In March 2014, Discovery Communications announced that Dallas Car Sharks would return for its second season on April 2, 2014. Along with other similar programs such as Overhaulin', What's in the Barn?, and Wheeler Dealers, Dallas Car Sharks helped to drive ratings growth for Velocity in the second quarter of 2014, especially among male viewers and in the 25–54 age demographic. In April 2014, Dallas resident Bruce Kahn sued AMS Pictures for breach of fiduciary duty, claiming that the series was his idea and that he is entitled to profit sharing.

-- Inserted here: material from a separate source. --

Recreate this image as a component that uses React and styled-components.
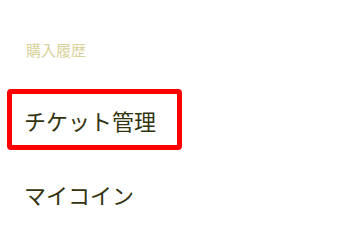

The show, along with other automotive reality programs such as Fantomworks, Garage Squad, Graveyard Carz, and West Coast Customs, has drawn criticism for both being too predictable in terms of plot and making automotive restoration look much easier than it actually is.

==Series overview==

| Season | Episodes |  | Originally released |  |
| First released | Last released |
| 1 | 10 |  | July 23, 2013 | September 24, 2013 |
| 2 | 10 |  | April 2, 2014 | May 28, 2014 |
| 3 | 14 |  | September 16, 2015 | December 16, 2015 |

==Episodes==

===Season 1===
Season one premiered on July 22, 2013.

| No. overall | No. in season | Title | Original release date |
| 1 | 1 | "Real Rat Rod (Pilot)" | July 23, 2013 |
Featured cars include a 1992 Chevrolet Camaro and a 1964 Ford Thunderbird.
| 2 | 2 | "Real Characters" | July 30, 2013 |
Featured cars include a BMW 3 Series, a 1969 Chevrolet Camaro SS, and a 1999 Plymouth Prowler.
| 3 | 3 | "Rolling the Dice" | August 6, 2013 |
A 2000 Ford Crown Victoria police cruiser is featured.
| 4 | 4 | "Seeing Red" | August 13, 2013 |
Featured cars include a 1985 Dodge Ram, a 1994 Hummer H1, and a 1977 Jeep CJ5.
| 5 | 5 | "Rockabilly Rod" | August 20, 2013 |
Featured cars include a 2000 Chevrolet Camaro convertible and a 1955 Chevrolet.
| 6 | 6 | "Blast From the Past" | August 27, 2013 |
Featured cars include a 2000 Chevrolet Silverado, a 1990 Chevrolet Suburban, and a Ford Excursion.
| 7 | 7 | "Gone Fishin'" | September 3, 2013 |
A 1966 Chevrolet Impala is featured.
| 8 | 8 | "Born to Be Wild" | September 10, 2013 |
Featured cars include a 1984 Mercedes-Benz 380 SL roadster, a Toyota FJ Cruiser, and a vintage Harley-Davidson motorcycle.
| 9 | 9 | "Pole Position" | September 17, 2013 |
Featured cars include a 1951 Chevrolet Fleetline and a 1985 Chevrolet truck.
| 10 | 10 | "What a Drag" | September 24, 2013 |
Featured cars include Chevrolet Corvettes and a Honda Prelude.

=== Season 2 ===
Season two premiered on April 2, 2014.

| No. overall | No. in season | Title | Original release date |
| 11 | 1 | "JD and the Bandit" | April 2, 2014 |
Featured cars include a 1965 Chevrolet El Camino, a 1978 Pontiac Trans Am, and a 1969 Plymouth Barracuda.
| 12 | 2 | "Topless Italian Model" | April 2, 2014 |
Featured cars include a 1988 Alfa Romeo Spider, a 1985 Chevrolet Suburban, a 5.0 Ford Mustang, and a 1966 Volkswagen Beetle.
| 13 | 3 | "Mad About a Mustang" | April 9, 2014 |
A 1966 Ford Mustang is featured.
| 14 | 4 | "BMW Batting Average" | April 16, 2014 |
Featured cars include a 2007 BMW Alpina B7, a Chevrolet Camaro Z28, a 1961 Chevrolet Corvair, and a Toyota Land Cruiser.
| 15 | 5 | "Rust Bucket Ranchero Resto" | April 23, 2014 |
Featured cars include a 1963 Ford Ranchero and a Jeep.
| 16 | 6 | "Amazing Apache, Restless Renegade" | April 30, 2014 |
Featured cars include a 1961 Chevrolet Apache and a Jeep Renegade.
| 17 | 7 | "Gettin' Jigstery With It" | May 7, 2014 |
Featured cars include a Chevrolet Camaro and a 1962 Chevrolet Greenbrier.
| 18 | 8 | "Blazing English Comet" | May 14, 2014 |
Featured cars include a Pontiac Grand Am and a 1950 Vincent Comet motorcycle.
| 19 | 9 | "Model-A Tudor Makes a Comeback" | May 21, 2014 |
Featured cars include a 2012 Chevrolet Camaro, a 1958 Ford Custom 300, and a 1929 Ford Model A Tudor.
| 20 | 10 | "Tommy's Fury: A Richard Petty Restomod" | May 28, 2014 |
Featured cars include a 1954 Ford Crestline and a 1960 Plymouth Fury.